## Aim
Look at the data below and print exactly the lines from its first line through the line with "data.map(([label, or, ci, p, rows])"; the pictures stay out of the copy.

## Listing
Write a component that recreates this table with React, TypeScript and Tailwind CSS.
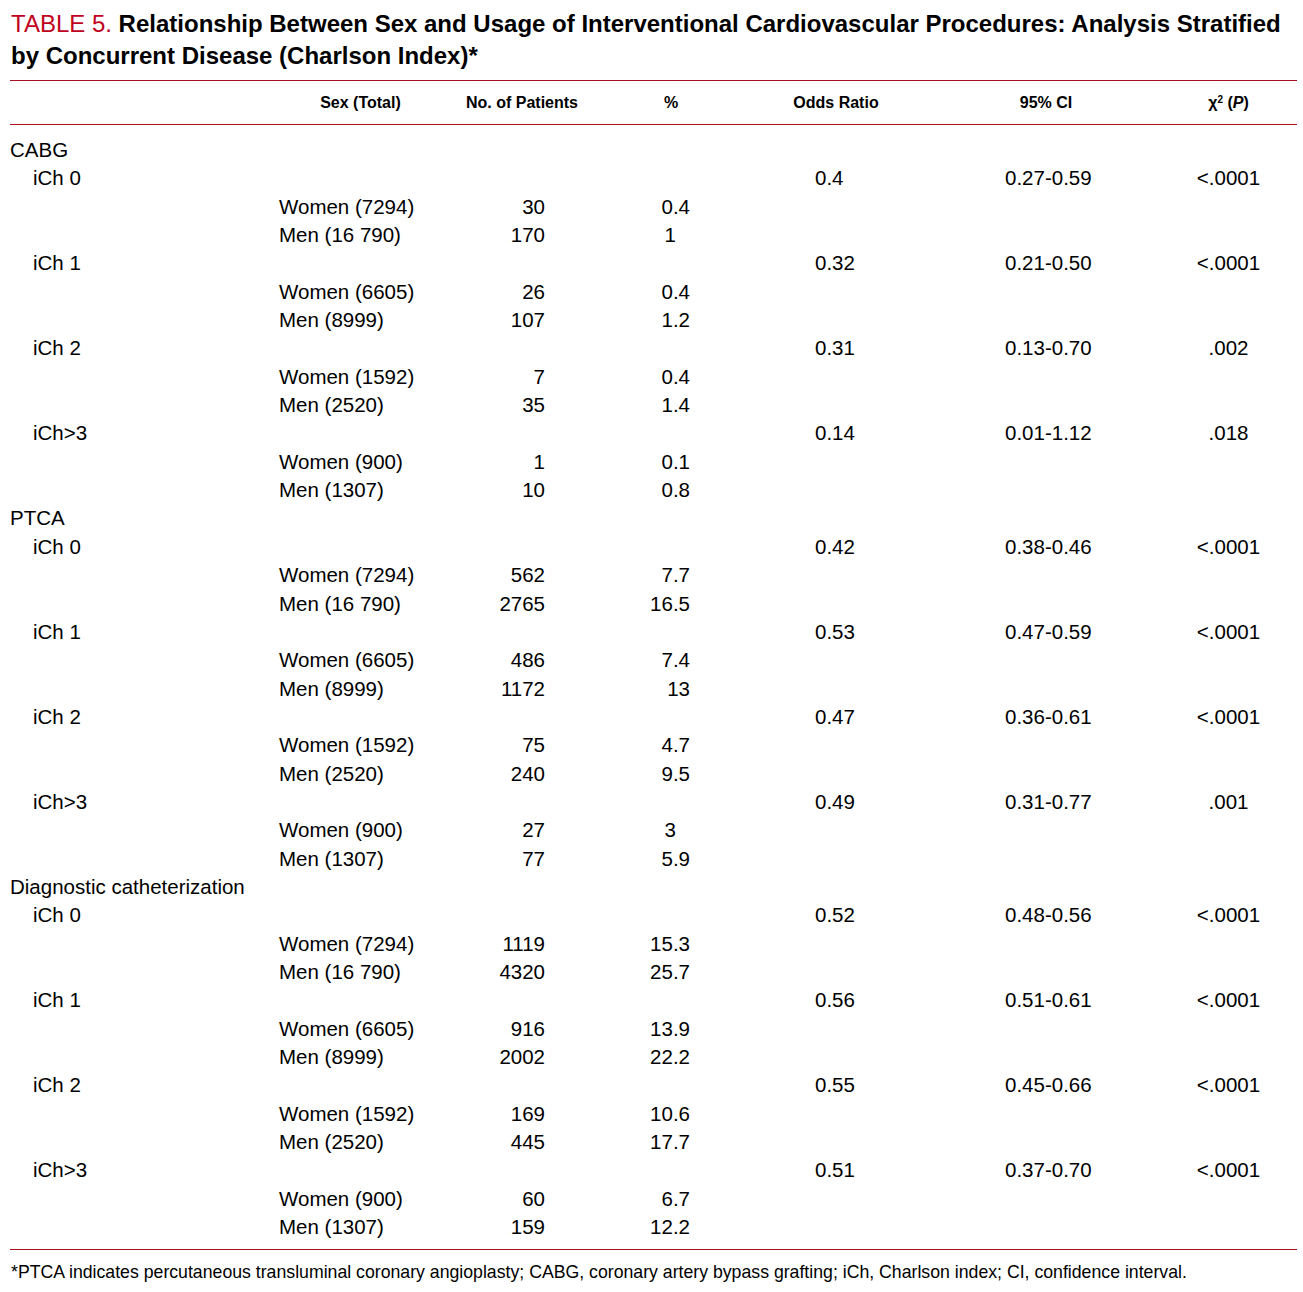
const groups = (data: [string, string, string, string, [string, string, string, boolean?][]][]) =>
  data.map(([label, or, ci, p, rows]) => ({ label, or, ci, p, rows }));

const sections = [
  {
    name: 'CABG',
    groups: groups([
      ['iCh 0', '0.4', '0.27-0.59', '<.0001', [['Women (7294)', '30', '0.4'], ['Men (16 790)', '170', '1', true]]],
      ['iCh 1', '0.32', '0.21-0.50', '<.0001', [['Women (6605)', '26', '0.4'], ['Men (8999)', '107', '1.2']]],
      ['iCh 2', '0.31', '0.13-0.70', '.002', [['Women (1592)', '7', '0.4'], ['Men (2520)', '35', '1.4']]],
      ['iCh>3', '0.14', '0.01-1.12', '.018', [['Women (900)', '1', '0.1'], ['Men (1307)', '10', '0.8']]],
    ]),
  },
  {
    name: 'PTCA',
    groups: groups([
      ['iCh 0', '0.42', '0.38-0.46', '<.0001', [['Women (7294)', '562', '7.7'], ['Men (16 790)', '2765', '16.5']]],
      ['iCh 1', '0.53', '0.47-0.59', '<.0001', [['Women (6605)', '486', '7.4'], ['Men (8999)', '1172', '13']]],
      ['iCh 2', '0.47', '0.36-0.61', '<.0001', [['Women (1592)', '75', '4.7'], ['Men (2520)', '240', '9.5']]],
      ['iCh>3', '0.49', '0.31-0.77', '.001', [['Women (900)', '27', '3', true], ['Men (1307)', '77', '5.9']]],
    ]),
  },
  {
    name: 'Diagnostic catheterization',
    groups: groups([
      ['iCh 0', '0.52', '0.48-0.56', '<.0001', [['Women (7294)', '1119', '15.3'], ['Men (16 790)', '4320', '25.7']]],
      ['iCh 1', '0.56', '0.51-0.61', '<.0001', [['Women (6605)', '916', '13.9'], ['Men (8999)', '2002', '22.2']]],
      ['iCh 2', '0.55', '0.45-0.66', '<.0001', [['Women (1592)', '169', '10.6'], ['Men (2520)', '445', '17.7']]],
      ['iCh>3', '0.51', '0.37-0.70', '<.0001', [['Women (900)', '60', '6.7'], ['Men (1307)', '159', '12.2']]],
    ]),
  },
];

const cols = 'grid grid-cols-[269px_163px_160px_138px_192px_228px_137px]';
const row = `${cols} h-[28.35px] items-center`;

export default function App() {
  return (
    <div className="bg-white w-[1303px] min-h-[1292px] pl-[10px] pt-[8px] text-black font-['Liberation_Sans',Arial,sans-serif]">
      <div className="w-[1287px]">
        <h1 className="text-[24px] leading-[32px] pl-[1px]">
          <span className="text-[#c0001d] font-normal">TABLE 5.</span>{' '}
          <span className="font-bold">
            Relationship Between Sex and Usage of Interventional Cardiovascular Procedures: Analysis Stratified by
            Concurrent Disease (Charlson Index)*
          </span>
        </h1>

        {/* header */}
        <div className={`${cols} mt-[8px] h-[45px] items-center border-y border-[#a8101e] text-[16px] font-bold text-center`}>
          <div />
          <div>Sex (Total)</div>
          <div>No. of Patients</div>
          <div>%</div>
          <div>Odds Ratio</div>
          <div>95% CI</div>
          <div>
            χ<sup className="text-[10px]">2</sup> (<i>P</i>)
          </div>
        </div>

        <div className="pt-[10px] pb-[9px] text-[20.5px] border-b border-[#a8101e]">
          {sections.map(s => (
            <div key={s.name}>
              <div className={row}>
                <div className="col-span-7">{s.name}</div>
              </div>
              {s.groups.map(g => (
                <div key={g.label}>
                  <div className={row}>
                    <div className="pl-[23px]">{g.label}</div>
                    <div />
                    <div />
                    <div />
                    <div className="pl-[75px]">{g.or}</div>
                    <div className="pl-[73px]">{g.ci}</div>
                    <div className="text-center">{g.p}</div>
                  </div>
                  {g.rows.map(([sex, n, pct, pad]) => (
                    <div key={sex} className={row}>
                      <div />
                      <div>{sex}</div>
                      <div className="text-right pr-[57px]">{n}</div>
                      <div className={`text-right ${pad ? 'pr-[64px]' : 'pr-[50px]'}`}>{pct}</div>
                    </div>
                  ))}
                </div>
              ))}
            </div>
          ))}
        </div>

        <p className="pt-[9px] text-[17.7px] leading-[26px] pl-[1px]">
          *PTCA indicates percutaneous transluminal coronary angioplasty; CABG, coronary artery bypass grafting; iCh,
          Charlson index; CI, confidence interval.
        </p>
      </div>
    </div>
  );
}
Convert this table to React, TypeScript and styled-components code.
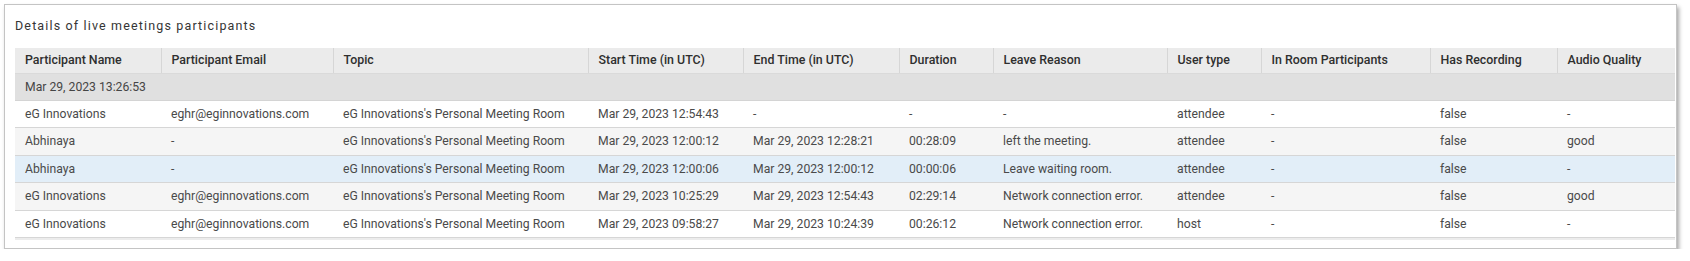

## Exercise response
Write a component that recreates this table with React, TypeScript and Tailwind CSS.
const groups = (data: [string, string, string, string, [string, string, string, boolean?][]][]) =>
  data.map(([label, or, ci, p, rows]) => ({ label, or, ci, p, rows }));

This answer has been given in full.